DIRECTIONS FOR THIS TASK: Look through the lines below and extract any with the word "React".
═════ DATA SECTION ═════
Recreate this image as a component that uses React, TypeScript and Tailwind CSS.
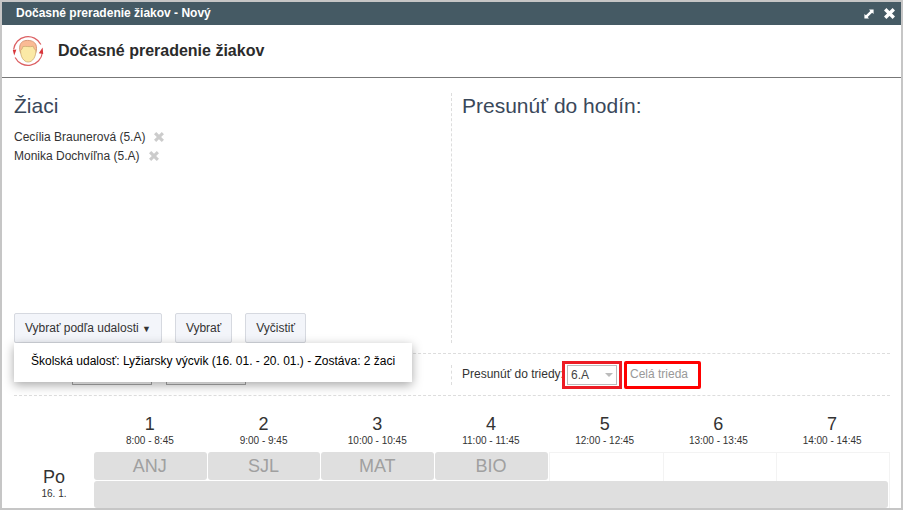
import React from "react";
import { clsx } from "clsx";

interface Lesson {
  id: number;
  time: string;
  subject?: string;
}

const STUDENTS = ["Cecília Braunerová (5.A)", "Monika Dochvíľna (5.A)"];

const LESSONS: Lesson[] = [
  { id: 1, time: "8:00 - 8:45", subject: "ANJ" },
  { id: 2, time: "9:00 - 9:45", subject: "SJL" },
  { id: 3, time: "10:00 - 10:45", subject: "MAT" },
  { id: 4, time: "11:00 - 11:45", subject: "BIO" },
  { id: 5, time: "12:00 - 12:45" },
  { id: 6, time: "13:00 - 13:45" },
  { id: 7, time: "14:00 - 14:45" },
];

const CrossIcon = ({ className }: { className?: string }) => (
  <svg viewBox="0 0 10 10" className={className} aria-hidden="true">
    <path d="M2.2 2.2L7.8 7.8M7.8 2.2L2.2 7.8" stroke="currentColor" strokeWidth="3.1" strokeLinecap="square" />
  </svg>
);

const ExpandIcon = () => (
  <svg viewBox="0 0 10 10" className="size-[10px]" fill="currentColor" aria-hidden="true">
    <path d="M5 .4H9.6V5L8.1 3.7L3.7 8.1L5 9.6H.4V5L1.9 6.3L6.3 1.9Z" />
  </svg>
);

const TransferIcon = () => (
  <svg viewBox="0 0 32 32" className="size-8" fill="none" aria-hidden="true">
    <path
      d="M1.6 14.5A14.5 14.5 0 0 1 28.9 9.5M30.4 17.5A14.5 14.5 0 0 1 3.1 22.5"
      stroke="#dc5f62"
      strokeWidth="1.2"
    />
    <path d="M.8 15L4.4 14.6L2.2 20.4Z" fill="#d8363b" />
    <path d="M31.2 19L26.8 18.2L30.6 12.6Z" fill="#d8363b" />
    <path
      d="M8.6 18C7.6 16 7.4 13.4 7.8 11C8.6 7.4 11 5.4 15.6 5.4C20.6 5.4 23.8 7.6 24.4 11.4C24.7 14 24.4 16.4 23.6 18Z"
      fill="#fabb95"
      stroke="#cf8866"
      strokeWidth=".8"
    />
    <path
      d="M8.6 15.4C9.6 14.8 10.6 13.4 10.8 11.6C13.6 10.8 18 12.4 21.2 11.2C21.6 13 22.6 14.6 23.9 15.4C24 21.6 20.8 27 16.2 27C11.6 27 8.4 21.6 8.6 15.4Z"
      fill="#fbe9a6"
      stroke="#cdaa72"
      strokeWidth=".8"
    />
  </svg>
);

const ActionButton = ({ children }: { children: React.ReactNode }) => (
  <button className="h-[30px] rounded-xs border border-[#d6d9e0] bg-[#f3f5fa] px-[10px] text-[#333]">
    {children}
  </button>
);

const Timetable = () => (
  <table className="mt-[18px] w-full table-fixed border-separate border-spacing-0 text-center text-[#333]">
    <thead>
      <tr>
        <th className="w-20 p-0" />
        {LESSONS.map((lesson) => (
          <th key={lesson.id} className="p-0 pr-[2px] pb-[5px] font-normal">
            <div className="text-lg leading-5">{lesson.id}</div>
            <div className="text-[10px] leading-[13px]">{lesson.time}</div>
          </th>
        ))}
      </tr>
    </thead>
    <tbody>
      <tr>
        <th rowSpan={2} className="p-0 font-normal">
          <div className="mt-[6px] text-lg leading-5">Po</div>
          <div className="text-[10px] leading-[13px]">16. 1.</div>
        </th>
        {LESSONS.map((lesson) => (
          <td
            key={lesson.id}
            className={clsx(
              "h-[29px] p-0 align-top",
              !lesson.subject && "border-t border-l border-[#f3f3f3] last:border-r"
            )}
          >
            {lesson.subject && (
              <div className="mr-px h-7 rounded-[3px] bg-[#dfdfdf] pr-px text-lg leading-7 text-[#a0a0a0]">
                {lesson.subject}
              </div>
            )}
          </td>
        ))}
      </tr>
      <tr>
        <td colSpan={7} className="border-r border-[#f3f3f3] p-0 align-top">
          <div className="mr-px h-[27px] rounded-[3px] bg-[#dfdfdf]" />
        </td>
      </tr>
    </tbody>
  </table>
);

export default function App() {
  return (
    <div className="min-h-screen border-2 border-[#c6c6c6] bg-white font-['Liberation_Sans',Arial,sans-serif] text-xs text-[#333]">
      {/* Title bar */}
      <div className="flex h-[23px] items-center justify-between bg-[#455a64] pr-[6px] pl-[14px] font-bold text-white">
        <span className="pb-[2px]">Dočasné preradenie žiakov - Nový</span>
        <div className="flex items-center gap-[10px]">
          <button aria-label="Zväčšiť">
            <ExpandIcon />
          </button>
          <button aria-label="Zavrieť">
            <CrossIcon className="size-[11px]" />
          </button>
        </div>
      </div>

      <header className="flex h-[53px] items-center gap-[14px] border-b border-[#777] pl-[10px]">
        <TransferIcon />
        <h1 className="text-base font-bold text-[#2b2b2b]">Dočasné preradenie žiakov</h1>
      </header>

      <main className="pt-[15px] pr-[11px] pl-3">
        <div className="grid grid-cols-2">
          {/* Students */}
          <section className="flex min-h-[250px] flex-col border-r border-dashed border-[#ddd]">
            <h2 className="text-[21px] leading-[26px] text-[#3a485a]">Žiaci</h2>
            <ul className="mt-2">
              {STUDENTS.map((student) => (
                <li key={student} className="flex h-[19px] items-center gap-[9px]">
                  {student}
                  <button aria-label="Odstrániť" className="text-[#ccc]">
                    <CrossIcon className="size-[10px]" />
                  </button>
                </li>
              ))}
            </ul>
            <div className="relative mt-auto flex gap-[13px]">
              <ActionButton>
                Vybrať podľa udalosti <span className="text-[9px]">▼</span>
              </ActionButton>
              <ActionButton>Vybrať</ActionButton>
              <ActionButton>Vyčistiť</ActionButton>
              <div className="absolute top-full left-0 z-10 bg-white px-[17px] pt-2 pb-[10px] leading-[21px] whitespace-nowrap text-black shadow-[0_3px_10px_rgba(0,0,0,0.35)]">
                <button>Školská udalosť: Lyžiarsky výcvik (16. 01. - 20. 01.) - Zostáva: 2 žaci</button>
              </div>
            </div>
          </section>

          <section className="pl-[10px]">
            <h2 className="text-[21px] leading-[26px] text-[#3a485a]">Presunúť do hodín:</h2>
          </section>
        </div>

        {/* Date range and target class */}
        <div className="mt-[10px] grid h-[43px] grid-cols-2 items-center border-y border-dashed border-[#ddd]">
          <div className="flex h-5 gap-[14px] border-r border-dashed border-[#ddd] pl-[58px]">
            <input aria-label="Od" className="w-20 border border-[#aaa]" />
            <input aria-label="Do" className="w-20 border border-[#aaa]" />
          </div>
          <div className="flex items-center pl-[10px]">
            <label htmlFor="target-class" className="w-[100px] pb-[2px] whitespace-nowrap">
              Presunúť do triedy:
            </label>
            <div className="relative flex h-7 w-[60px] items-center border-3 border-[#ed1c24] px-[2px]">
              <select
                id="target-class"
                defaultValue="6.A"
                className="h-5 w-full appearance-none border border-[#bbb] pl-[3px] text-[#444]"
              >
                <option>6.A</option>
              </select>
              <svg viewBox="0 0 8 4" className="pointer-events-none absolute right-[6px] h-1 w-2 text-[#bbb]">
                <path d="M0 0H8L4 4Z" fill="currentColor" />
              </svg>
            </div>
            <button className="ml-[2px] h-7 w-[77px] rounded-xs border-3 border-[#f00] pb-[2px] pl-[3px] text-left text-[#999]">
              Celá trieda
            </button>
          </div>
        </div>

        <Timetable />
      </main>
    </div>
  );
}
═════
RESULT OF THIS EXERCISE:
Recreate this image as a component that uses React, TypeScript and Tailwind CSS.
import React from "react";
const ActionButton = ({ children }: { children: React.ReactNode }) => (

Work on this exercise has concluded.